Wednesday, May 22, 2019

Progressive Liberal Minister Born in the Confederacy!

Rev. E. M. Brooks (1861-1943)
Parties are quite enjoyable for me. You see, I have the best ice-breaker. My family is unique for having their kids at an advanced age and stretching out the generations and it provides me with the best conversation starter!

My grandfather - no, not a great grandfather - was born two months before the start of the Civil War - the reactions from my fellow party-attendees are usually shock and surprise! 

Still, the Civil War started only 158 years ago... by chance the precise range between my Grandpa and myself (plus my current age of 57). The shelling of Fort Sumter was actually not that long ago! 

Grandpa was born 5 Feb 1861. The Southern States had already seceded after the election of Abraham Lincoln on 20 Dec 1860, and the Montgomery (Alabama) Convention (to organize the Confederacy) was held 4 Feb 1861-17 Feb 1861 - so he was essentially a child of the emerging new country - the Confederate States of America

But the war would not begin until 12 Apr 1861 when Confederate forces demanded the surrender of Federal Fort Sumter in Charleston and shelled it. So, Grandpa was actually born a couple of months before the Civil War! 


You should have seen the looks from my history professors in college!

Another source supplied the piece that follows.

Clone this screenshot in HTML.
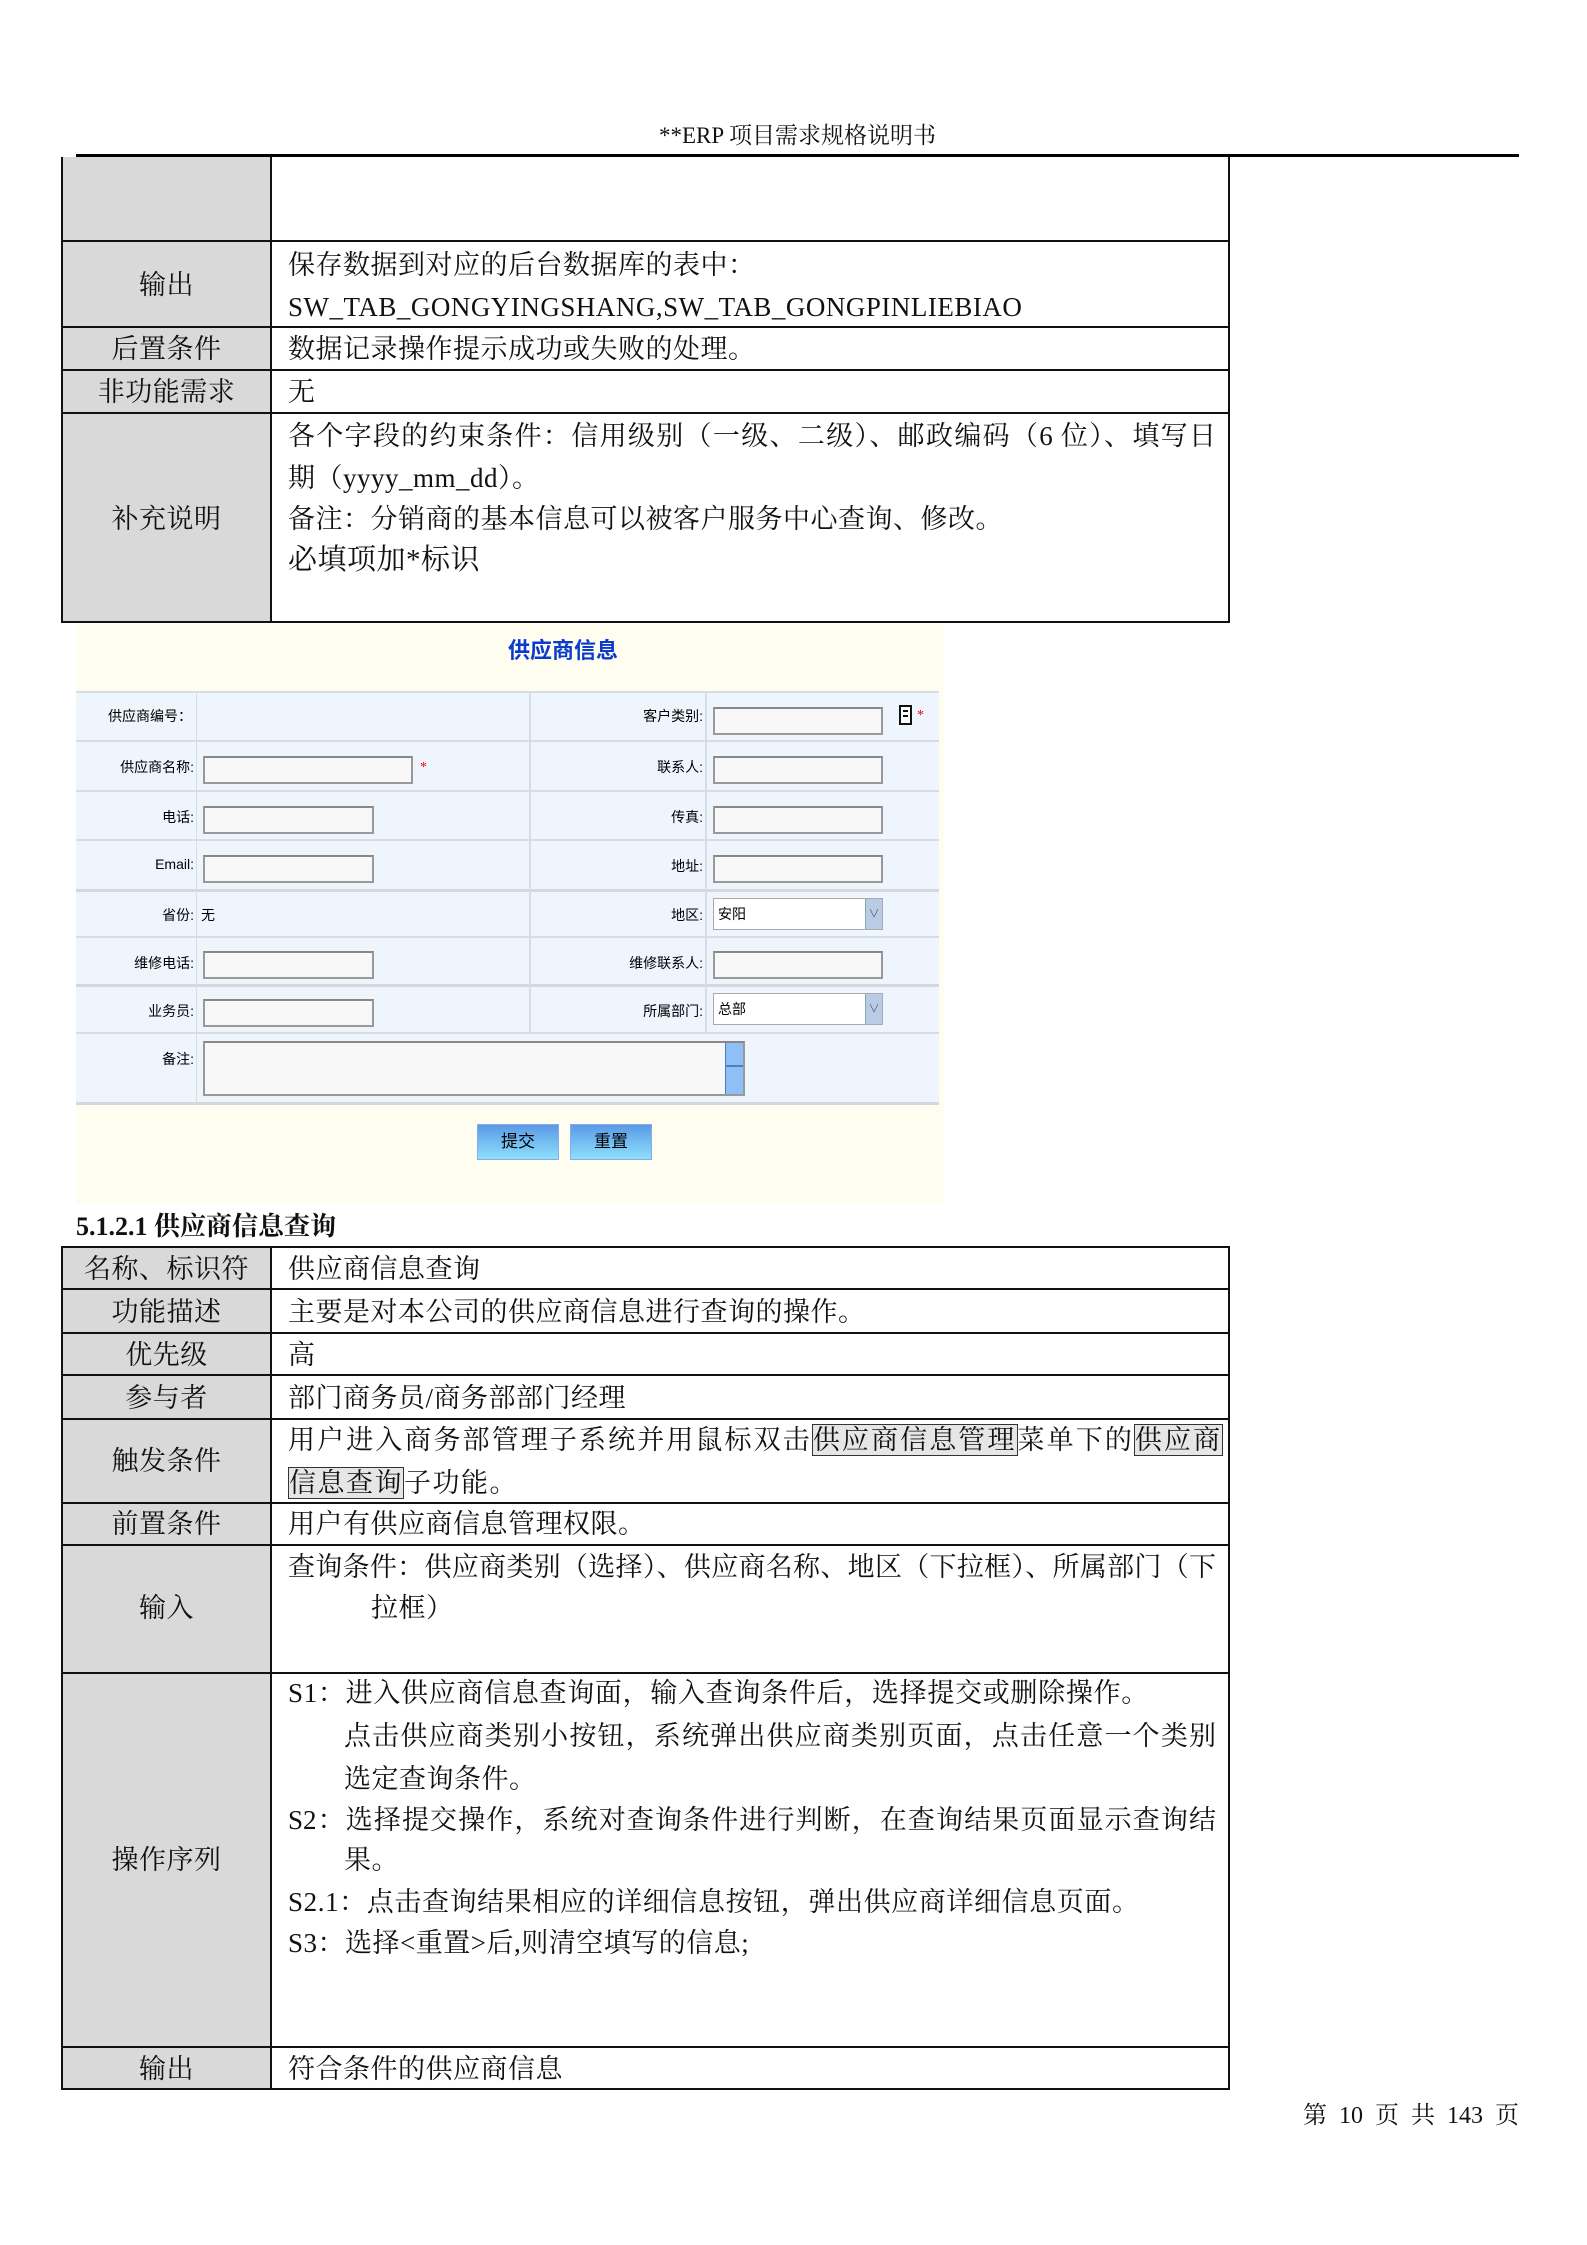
<!DOCTYPE html>
<html><head><meta charset="utf-8"><style>
*{margin:0;padding:0;box-sizing:border-box}
body{width:1587px;height:2245px;background:#fff;position:relative;overflow:hidden;font-family:"Liberation Serif","Noto Serif CJK SC","Noto Sans CJK SC",serif;color:#111}
.a{position:absolute}
.t{font-size:27px;line-height:42px;white-space:nowrap;letter-spacing:0.5px}
.j{white-space:normal;text-align:justify;text-align-last:justify;text-justify:inter-character;letter-spacing:0}
.lab{background:#d9d9d9}
.hl{position:absolute;height:2px;background:#111}
.vl{position:absolute;width:2px;background:#111}
.f{font-family:"Liberation Sans","Noto Sans CJK SC",sans-serif;font-size:14px;color:#000;white-space:nowrap}
.inp{position:absolute;height:28px;background:#f8f8f8;border:2px solid #999;border-top-color:#888}
.bx{border:1.5px solid #333;background:#e6e6e6}
</style></head><body>

<div class="a" style="left:0;width:1595px;top:121px;text-align:center;font-size:23px;line-height:30px">**ERP 项目需求规格说明书</div>
<div class="a" style="left:76px;width:1443px;top:154px;height:3px;background:#000"></div>

<div class="a lab" style="left:62px;top:157px;width:209px;height:465px"></div>
<div class="vl" style="left:61px;top:157px;height:466px"></div>
<div class="vl" style="left:270px;top:157px;height:466px"></div>
<div class="vl" style="left:1228px;top:157px;height:466px"></div>
<div class="hl" style="left:61px;width:1169px;top:240px"></div>
<div class="hl" style="left:61px;width:1169px;top:326px"></div>
<div class="hl" style="left:61px;width:1169px;top:369px"></div>
<div class="hl" style="left:61px;width:1169px;top:412px"></div>
<div class="hl" style="left:61px;width:1169px;top:621px"></div>

<div class="a t" style="left:62px;width:209px;text-align:center;top:264px">输出</div>
<div class="a t" style="left:288px;top:244px">保存数据到对应的后台数据库的表中：</div>
<div class="a t" style="left:288px;top:286px">SW_TAB_GONGYINGSHANG,SW_TAB_GONGPINLIEBIAO</div>
<div class="a t" style="left:62px;width:209px;text-align:center;top:328px">后置条件</div>
<div class="a t" style="left:288px;top:328px">数据记录操作提示成功或失败的处理。</div>
<div class="a t" style="left:62px;width:209px;text-align:center;top:371px">非功能需求</div>
<div class="a t" style="left:288px;top:371px">无</div>
<div class="a t" style="left:62px;width:209px;text-align:center;top:498px">补充说明</div>
<div class="a t j" style="left:288px;width:928px;top:415px">各个字段的约束条件：信用级别（一级、二级）、邮政编码（6 位）、填写日</div>
<div class="a t" style="left:288px;top:457px">期（yyyy_mm_dd）。</div>
<div class="a t" style="left:288px;top:498px">备注：分销商的基本信息可以被客户服务中心查询、修改。</div>
<div class="a t" style="left:288px;top:539px;font-size:29px">必填项加*标识</div>

<div class="a" style="left:76px;top:624px;width:868px;height:580px;background:#fffdef"></div>
<div class="a" style="left:463px;top:623px;width:200px;height:56px;text-align:center;line-height:56px;font-family:'Liberation Sans','Noto Sans CJK SC',sans-serif;font-size:22px;color:#0a3bcc;font-weight:bold">供应商信息</div>
<div class="a" style="left:76px;top:692px;width:863px;height:411px;background:#eef5fd"></div>
<div class="a" style="left:76px;width:863px;top:691px;height:2px;background:#d8dde4"></div>
<div class="a" style="left:76px;width:863px;top:740px;height:2px;background:#d8dde4"></div>
<div class="a" style="left:76px;width:863px;top:790px;height:2px;background:#d8dde4"></div>
<div class="a" style="left:76px;width:863px;top:839px;height:2px;background:#d8dde4"></div>
<div class="a" style="left:76px;width:863px;top:889px;height:3px;background:#d4d8de"></div>
<div class="a" style="left:76px;width:863px;top:936px;height:2px;background:#d8dde4"></div>
<div class="a" style="left:76px;width:863px;top:984px;height:3px;background:#d4d8de"></div>
<div class="a" style="left:76px;width:863px;top:1032px;height:2px;background:#d8dde4"></div>
<div class="a" style="left:76px;width:863px;top:1102px;height:3px;background:#d4d8de"></div>
<div class="a" style="left:196px;width:1px;top:692px;height:411px;background:#d8dde4"></div>
<div class="a" style="left:529px;width:2px;top:692px;height:341px;background:#d8dde4"></div>
<div class="a" style="left:705px;width:2px;top:692px;height:341px;background:#d8dde4"></div>

<div class="a f" style="left:76px;width:116px;text-align:right;top:706px">供应商编号：</div>
<div class="a f" style="left:76px;width:118px;text-align:right;top:757px">供应商名称:</div>
<div class="a f" style="left:76px;width:118px;text-align:right;top:807px">电话:</div>
<div class="a f" style="left:76px;width:118px;text-align:right;top:856px">Email:</div>
<div class="a f" style="left:76px;width:118px;text-align:right;top:905px">省份:</div>
<div class="a f" style="left:201px;top:905px">无</div>
<div class="a f" style="left:76px;width:118px;text-align:right;top:953px">维修电话:</div>
<div class="a f" style="left:76px;width:118px;text-align:right;top:1001px">业务员:</div>
<div class="a f" style="left:76px;width:118px;text-align:right;top:1049px">备注:</div>
<div class="a f" style="left:530px;width:173px;text-align:right;top:706px">客户类别:</div>
<div class="a f" style="left:530px;width:173px;text-align:right;top:757px">联系人:</div>
<div class="a f" style="left:530px;width:173px;text-align:right;top:807px">传真:</div>
<div class="a f" style="left:530px;width:173px;text-align:right;top:856px">地址:</div>
<div class="a f" style="left:530px;width:173px;text-align:right;top:905px">地区:</div>
<div class="a f" style="left:530px;width:173px;text-align:right;top:953px">维修联系人:</div>
<div class="a f" style="left:530px;width:173px;text-align:right;top:1001px">所属部门:</div>

<div class="inp" style="left:203px;top:756px;width:210px"></div>
<div class="a" style="left:420px;top:760px;color:#e00;font-size:14px">*</div>
<div class="inp" style="left:203px;top:806px;width:171px"></div>
<div class="inp" style="left:203px;top:855px;width:171px"></div>
<div class="inp" style="left:203px;top:951px;width:171px"></div>
<div class="inp" style="left:203px;top:999px;width:171px"></div>
<div class="inp" style="left:713px;top:707px;width:170px"></div>
<div class="a" style="left:899px;top:705px;width:13px;height:20px;background:#fff;border:2px solid #111"><div style="margin:3px 2px;height:2px;background:#111"></div><div style="margin:0 2px;height:2px;background:#111"></div></div>
<div class="a" style="left:917px;top:708px;color:#e00;font-size:14px">*</div>
<div class="inp" style="left:713px;top:756px;width:170px"></div>
<div class="inp" style="left:713px;top:806px;width:170px"></div>
<div class="inp" style="left:713px;top:855px;width:170px"></div>
<div class="inp" style="left:713px;top:898px;width:170px;height:32px;border-width:1px;border-color:#aaa;background:#fff"><span class="f" style="position:absolute;left:4px;top:5px">安阳</span><div style="position:absolute;right:0;top:0;width:17px;height:30px;background:#b8cce6;border-left:1px solid #8aa;color:#333;font-size:11px;text-align:center;line-height:30px">∨</div></div>
<div class="inp" style="left:713px;top:951px;width:170px"></div>
<div class="inp" style="left:713px;top:993px;width:170px;height:32px;border-width:1px;border-color:#aaa;background:#fff"><span class="f" style="position:absolute;left:4px;top:5px">总部</span><div style="position:absolute;right:0;top:0;width:17px;height:30px;background:#b8cce6;border-left:1px solid #8aa;color:#333;font-size:11px;text-align:center;line-height:30px">∨</div></div>
<div class="inp" style="left:203px;top:1041px;width:542px;height:55px"><div style="position:absolute;right:0;top:0;width:18px;height:51px;background:#8fc0f5;border-left:1px solid #4a7fc8"><div style="height:24px;border-bottom:2px solid #4a7fc8"></div></div></div>
<div class="a f" style="left:477px;top:1124px;width:82px;height:36px;background:linear-gradient(#5a9ae6,#8de0fb);border:1px solid #8aa8ee;text-align:center;line-height:34px;font-size:17px">提交</div>
<div class="a f" style="left:570px;top:1124px;width:82px;height:36px;background:linear-gradient(#5a9ae6,#8de0fb);border:1px solid #8aa8ee;text-align:center;line-height:34px;font-size:17px">重置</div>

<div class="a" style="left:76px;top:1211px;font-size:26px;line-height:32px;font-weight:bold;white-space:nowrap">5.1.2.1 供应商信息查询</div>

<div class="a lab" style="left:62px;top:1247px;width:209px;height:842px"></div>
<div class="vl" style="left:61px;top:1246px;height:844px"></div>
<div class="vl" style="left:270px;top:1246px;height:844px"></div>
<div class="vl" style="left:1228px;top:1246px;height:844px"></div>
<div class="hl" style="left:61px;width:1169px;top:1246px"></div>
<div class="hl" style="left:61px;width:1169px;top:1288px"></div>
<div class="hl" style="left:61px;width:1169px;top:1332px"></div>
<div class="hl" style="left:61px;width:1169px;top:1374px"></div>
<div class="hl" style="left:61px;width:1169px;top:1418px"></div>
<div class="hl" style="left:61px;width:1169px;top:1502px"></div>
<div class="hl" style="left:61px;width:1169px;top:1544px"></div>
<div class="hl" style="left:61px;width:1169px;top:1672px"></div>
<div class="hl" style="left:61px;width:1169px;top:2046px"></div>
<div class="hl" style="left:61px;width:1169px;top:2088px"></div>

<div class="a t" style="left:62px;width:209px;text-align:center;top:1248px">名称、标识符</div>
<div class="a t" style="left:288px;top:1248px">供应商信息查询</div>
<div class="a t" style="left:62px;width:209px;text-align:center;top:1291px">功能描述</div>
<div class="a t" style="left:288px;top:1291px">主要是对本公司的供应商信息进行查询的操作。</div>
<div class="a t" style="left:62px;width:209px;text-align:center;top:1334px">优先级</div>
<div class="a t" style="left:288px;top:1334px">高</div>
<div class="a t" style="left:62px;width:209px;text-align:center;top:1377px">参与者</div>
<div class="a t" style="left:288px;top:1377px">部门商务员/商务部部门经理</div>
<div class="a t" style="left:62px;width:209px;text-align:center;top:1440px">触发条件</div>
<div class="a t" style="left:288px;top:1419px;letter-spacing:2.1px">用户进入商务部管理子系统并用鼠标双击<span class="bx">供应商信息管理</span>菜单下的<span class="bx">供应商</span></div>
<div class="a t" style="left:288px;top:1462px;letter-spacing:1.5px"><span class="bx">信息查询</span>子功能。</div>
<div class="a t" style="left:62px;width:209px;text-align:center;top:1503px">前置条件</div>
<div class="a t" style="left:288px;top:1503px">用户有供应商信息管理权限。</div>
<div class="a t" style="left:62px;width:209px;text-align:center;top:1587px">输入</div>
<div class="a t j" style="left:288px;width:928px;top:1546px">查询条件：供应商类别（选择）、供应商名称、地区（下拉框）、所属部门（下</div>
<div class="a t" style="left:371px;top:1587px">拉框）</div>
<div class="a t" style="left:62px;width:209px;text-align:center;top:1839px">操作序列</div>
<div class="a t" style="left:288px;top:1672px;letter-spacing:0.7px">S1：进入供应商信息查询面，输入查询条件后，选择提交或删除操作。</div>
<div class="a t j" style="left:344px;width:872px;top:1715px">点击供应商类别小按钮，系统弹出供应商类别页面，点击任意一个类别</div>
<div class="a t" style="left:344px;top:1758px">选定查询条件。</div>
<div class="a t j" style="left:288px;width:928px;top:1799px">S2：选择提交操作，系统对查询条件进行判断，在查询结果页面显示查询结</div>
<div class="a t" style="left:344px;top:1839px">果。</div>
<div class="a t" style="left:288px;top:1881px;letter-spacing:0.6px">S2.1：点击查询结果相应的详细信息按钮，弹出供应商详细信息页面。</div>
<div class="a t" style="left:288px;top:1922px">S3：选择&lt;重置&gt;后,则清空填写的信息;</div>
<div class="a t" style="left:62px;width:209px;text-align:center;top:2048px">输出</div>
<div class="a t" style="left:288px;top:2048px">符合条件的供应商信息</div>

<div class="a" style="right:68px;top:2101px;font-size:24px;line-height:30px;white-space:nowrap;word-spacing:6px">第 10 页 共 143 页</div>
</body></html>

Map of the Confederate States and Territories - c1860. In early 1865, after four years of heavy fighting which led to 620,000–850,000 military deaths, all the Confederate forces surrendered and the Confederacy vanished. The war lacked a formal end; nearly all Confederate forces had been forced into surrender or deliberately disbanded by the end of 1865, by which point the dwindling manpower and resources of the Confederacy were facing overwhelming odds. By 1865 Jefferson Davis, the President of the Confederate States of America for the duration of the civil war, lamented that the Confederacy had "disappeared" - but that wasn't exactly true. See: North Carolina: The Subtle Politics of Slavery Before and After the Civil War for events leading to the Election of Donald Trump in 2016

Despite Grandpa's birth as a Confederate, he later became a staunch liberal progressive of the restructured United States who actually practiced what he preached! He desired not money, just good will to all men and opposed the conservatives of that former Confederacy in which he was born - a hateful racist political machine active in recovering their harsh dominance after the end of Reconstruction and ridding their society of African-American influence. They were essentially successful in 1896 with Plessy v. Ferguson - or the establishment of "separate but equal" education. This did not end until 1954 and Brown v. Board. The subsequent Civil Rights Act in 1964 was simply a slap in the Southern face - and signed by a Southern Democrat!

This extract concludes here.